_PROMPT_: Copy, from the entries below, each line in which the string "Tailwind" appears.

_SUPPLIED MATERIAL_:

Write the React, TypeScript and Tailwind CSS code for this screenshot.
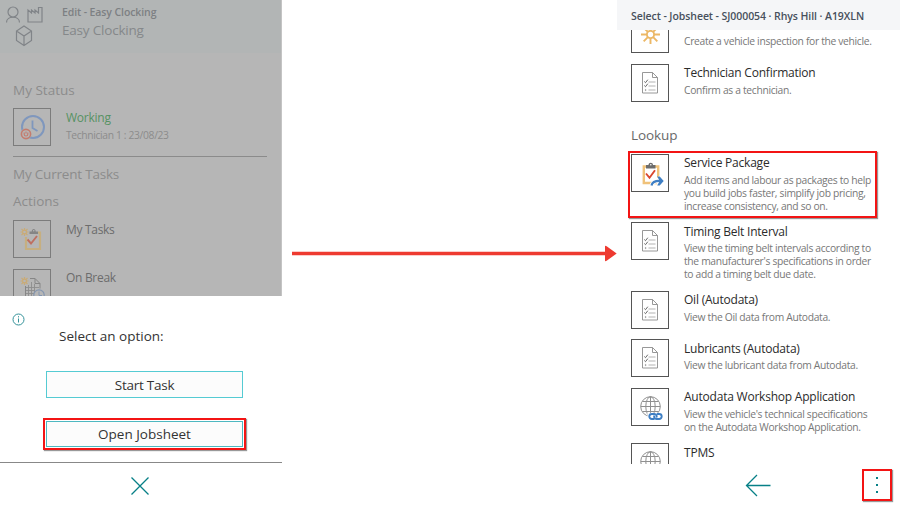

...

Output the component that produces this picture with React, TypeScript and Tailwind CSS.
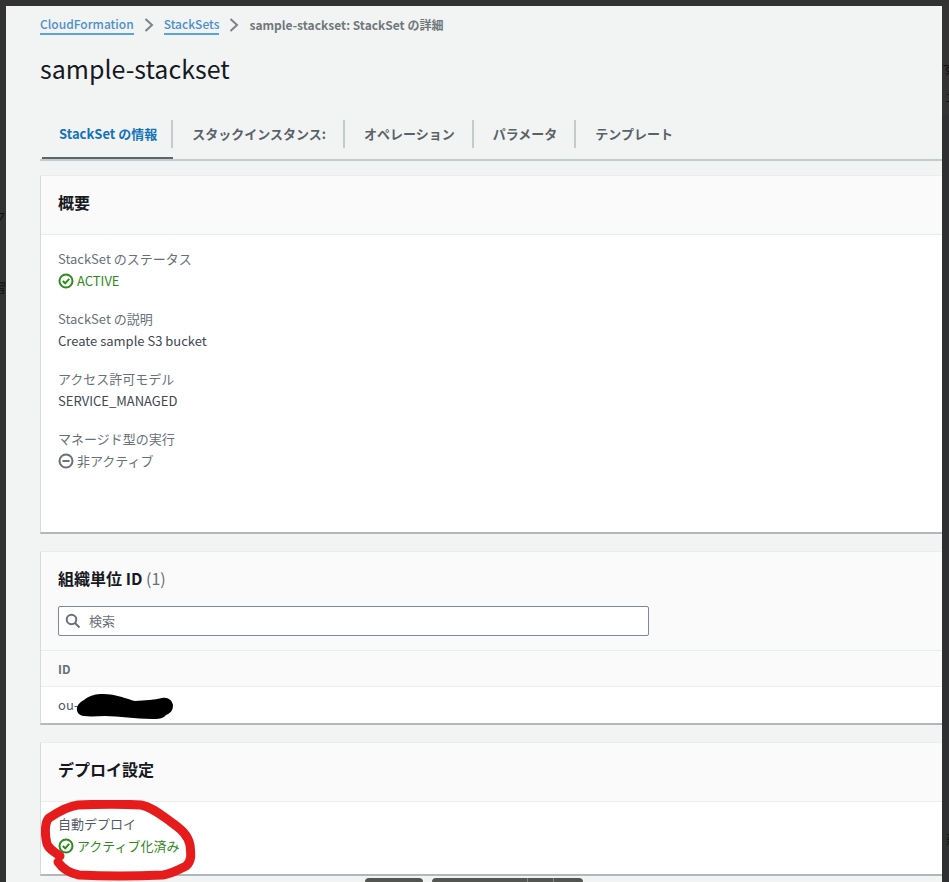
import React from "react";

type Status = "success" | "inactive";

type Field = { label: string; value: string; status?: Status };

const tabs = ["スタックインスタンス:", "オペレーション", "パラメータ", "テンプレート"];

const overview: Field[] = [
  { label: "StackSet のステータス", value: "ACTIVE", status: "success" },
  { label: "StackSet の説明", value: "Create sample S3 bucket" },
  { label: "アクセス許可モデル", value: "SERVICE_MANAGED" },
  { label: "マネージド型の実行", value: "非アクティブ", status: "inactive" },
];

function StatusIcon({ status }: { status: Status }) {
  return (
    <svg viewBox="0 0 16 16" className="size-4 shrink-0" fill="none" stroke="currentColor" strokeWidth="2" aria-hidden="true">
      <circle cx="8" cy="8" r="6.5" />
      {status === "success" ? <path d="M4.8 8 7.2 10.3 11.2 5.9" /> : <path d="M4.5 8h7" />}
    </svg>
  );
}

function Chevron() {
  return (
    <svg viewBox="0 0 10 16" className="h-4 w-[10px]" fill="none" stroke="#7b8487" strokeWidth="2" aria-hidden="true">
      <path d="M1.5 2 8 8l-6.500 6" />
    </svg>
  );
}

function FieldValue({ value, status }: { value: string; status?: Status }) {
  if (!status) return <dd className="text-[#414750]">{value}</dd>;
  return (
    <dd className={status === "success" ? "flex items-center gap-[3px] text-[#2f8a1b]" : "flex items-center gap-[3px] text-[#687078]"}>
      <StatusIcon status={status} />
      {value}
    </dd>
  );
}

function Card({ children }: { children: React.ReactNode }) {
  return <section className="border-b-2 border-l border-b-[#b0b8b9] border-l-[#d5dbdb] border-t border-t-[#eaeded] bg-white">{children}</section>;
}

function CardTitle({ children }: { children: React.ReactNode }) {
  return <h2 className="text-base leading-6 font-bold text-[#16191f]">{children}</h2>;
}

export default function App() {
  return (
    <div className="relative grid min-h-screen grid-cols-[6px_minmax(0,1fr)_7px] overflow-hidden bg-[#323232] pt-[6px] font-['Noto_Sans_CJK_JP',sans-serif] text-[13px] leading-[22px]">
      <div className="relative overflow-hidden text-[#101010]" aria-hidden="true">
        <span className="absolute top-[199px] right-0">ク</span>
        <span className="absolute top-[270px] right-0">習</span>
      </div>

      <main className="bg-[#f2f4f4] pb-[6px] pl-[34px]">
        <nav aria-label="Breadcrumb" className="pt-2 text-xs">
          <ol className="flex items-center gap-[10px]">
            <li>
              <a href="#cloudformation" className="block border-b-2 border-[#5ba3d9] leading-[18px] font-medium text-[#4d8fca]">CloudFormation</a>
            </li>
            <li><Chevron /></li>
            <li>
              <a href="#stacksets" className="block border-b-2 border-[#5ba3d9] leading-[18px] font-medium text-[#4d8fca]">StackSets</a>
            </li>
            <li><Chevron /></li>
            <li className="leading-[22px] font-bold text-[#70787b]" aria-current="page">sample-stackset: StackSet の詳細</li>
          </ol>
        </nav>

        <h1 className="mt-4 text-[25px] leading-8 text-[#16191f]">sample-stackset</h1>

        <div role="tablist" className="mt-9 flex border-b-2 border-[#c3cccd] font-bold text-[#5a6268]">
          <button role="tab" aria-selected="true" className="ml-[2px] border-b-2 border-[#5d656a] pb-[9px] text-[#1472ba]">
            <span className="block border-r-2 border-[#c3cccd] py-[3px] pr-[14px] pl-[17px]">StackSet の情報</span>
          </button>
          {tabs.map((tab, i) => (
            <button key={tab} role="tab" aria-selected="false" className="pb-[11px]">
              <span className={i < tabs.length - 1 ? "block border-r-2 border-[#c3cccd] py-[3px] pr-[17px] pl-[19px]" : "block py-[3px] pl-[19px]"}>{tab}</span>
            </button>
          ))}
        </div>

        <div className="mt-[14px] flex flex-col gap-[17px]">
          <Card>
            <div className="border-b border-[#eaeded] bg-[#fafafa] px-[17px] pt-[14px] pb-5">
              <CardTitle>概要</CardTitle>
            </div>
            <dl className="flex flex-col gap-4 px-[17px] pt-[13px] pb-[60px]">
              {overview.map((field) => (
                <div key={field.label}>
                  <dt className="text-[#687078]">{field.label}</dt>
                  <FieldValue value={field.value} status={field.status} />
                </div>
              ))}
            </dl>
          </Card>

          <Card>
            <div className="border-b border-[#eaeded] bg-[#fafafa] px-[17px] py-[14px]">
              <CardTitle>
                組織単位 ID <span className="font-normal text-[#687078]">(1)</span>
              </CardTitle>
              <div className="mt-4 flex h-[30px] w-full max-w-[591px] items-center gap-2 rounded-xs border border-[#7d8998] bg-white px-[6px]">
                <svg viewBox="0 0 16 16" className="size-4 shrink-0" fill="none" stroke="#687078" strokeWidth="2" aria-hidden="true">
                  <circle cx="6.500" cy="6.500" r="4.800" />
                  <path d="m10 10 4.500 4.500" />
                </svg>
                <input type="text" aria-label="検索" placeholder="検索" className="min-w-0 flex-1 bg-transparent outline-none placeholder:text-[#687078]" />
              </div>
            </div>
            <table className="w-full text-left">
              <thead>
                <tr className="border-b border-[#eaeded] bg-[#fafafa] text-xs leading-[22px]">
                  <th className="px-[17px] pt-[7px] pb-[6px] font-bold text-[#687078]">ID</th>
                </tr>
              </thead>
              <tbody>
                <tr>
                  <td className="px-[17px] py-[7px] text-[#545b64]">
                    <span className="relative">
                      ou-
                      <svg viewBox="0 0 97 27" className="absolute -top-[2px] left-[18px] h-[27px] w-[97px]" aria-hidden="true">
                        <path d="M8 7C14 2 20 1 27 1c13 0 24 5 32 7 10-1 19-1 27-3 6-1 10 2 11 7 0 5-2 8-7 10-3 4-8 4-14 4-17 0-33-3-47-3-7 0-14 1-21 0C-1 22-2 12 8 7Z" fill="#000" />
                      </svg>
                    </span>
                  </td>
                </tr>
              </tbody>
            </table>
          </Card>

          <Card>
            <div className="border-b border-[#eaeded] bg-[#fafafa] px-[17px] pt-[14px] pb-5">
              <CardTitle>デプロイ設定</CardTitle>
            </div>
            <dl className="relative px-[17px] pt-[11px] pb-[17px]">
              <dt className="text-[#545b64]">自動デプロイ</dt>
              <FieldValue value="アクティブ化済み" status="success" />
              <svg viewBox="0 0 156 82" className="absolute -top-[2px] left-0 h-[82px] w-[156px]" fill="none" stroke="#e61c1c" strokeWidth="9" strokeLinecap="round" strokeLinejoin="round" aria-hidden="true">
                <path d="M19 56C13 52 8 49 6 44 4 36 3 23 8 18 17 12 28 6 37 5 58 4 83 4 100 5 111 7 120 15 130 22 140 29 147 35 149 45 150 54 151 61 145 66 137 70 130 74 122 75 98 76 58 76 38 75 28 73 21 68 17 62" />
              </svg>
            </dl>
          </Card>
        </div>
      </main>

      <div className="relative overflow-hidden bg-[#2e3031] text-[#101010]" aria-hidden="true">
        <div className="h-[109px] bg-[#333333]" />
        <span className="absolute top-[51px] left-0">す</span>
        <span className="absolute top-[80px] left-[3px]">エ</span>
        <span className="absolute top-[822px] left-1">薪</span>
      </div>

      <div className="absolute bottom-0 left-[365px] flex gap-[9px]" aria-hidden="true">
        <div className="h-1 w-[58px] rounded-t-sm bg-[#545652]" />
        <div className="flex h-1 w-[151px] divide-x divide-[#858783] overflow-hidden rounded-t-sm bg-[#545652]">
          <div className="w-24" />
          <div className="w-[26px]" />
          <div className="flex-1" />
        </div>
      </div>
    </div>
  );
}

_FINAL RESULT_:
Write the React, TypeScript and Tailwind CSS code for this screenshot.
Output the component that produces this picture with React, TypeScript and Tailwind CSS.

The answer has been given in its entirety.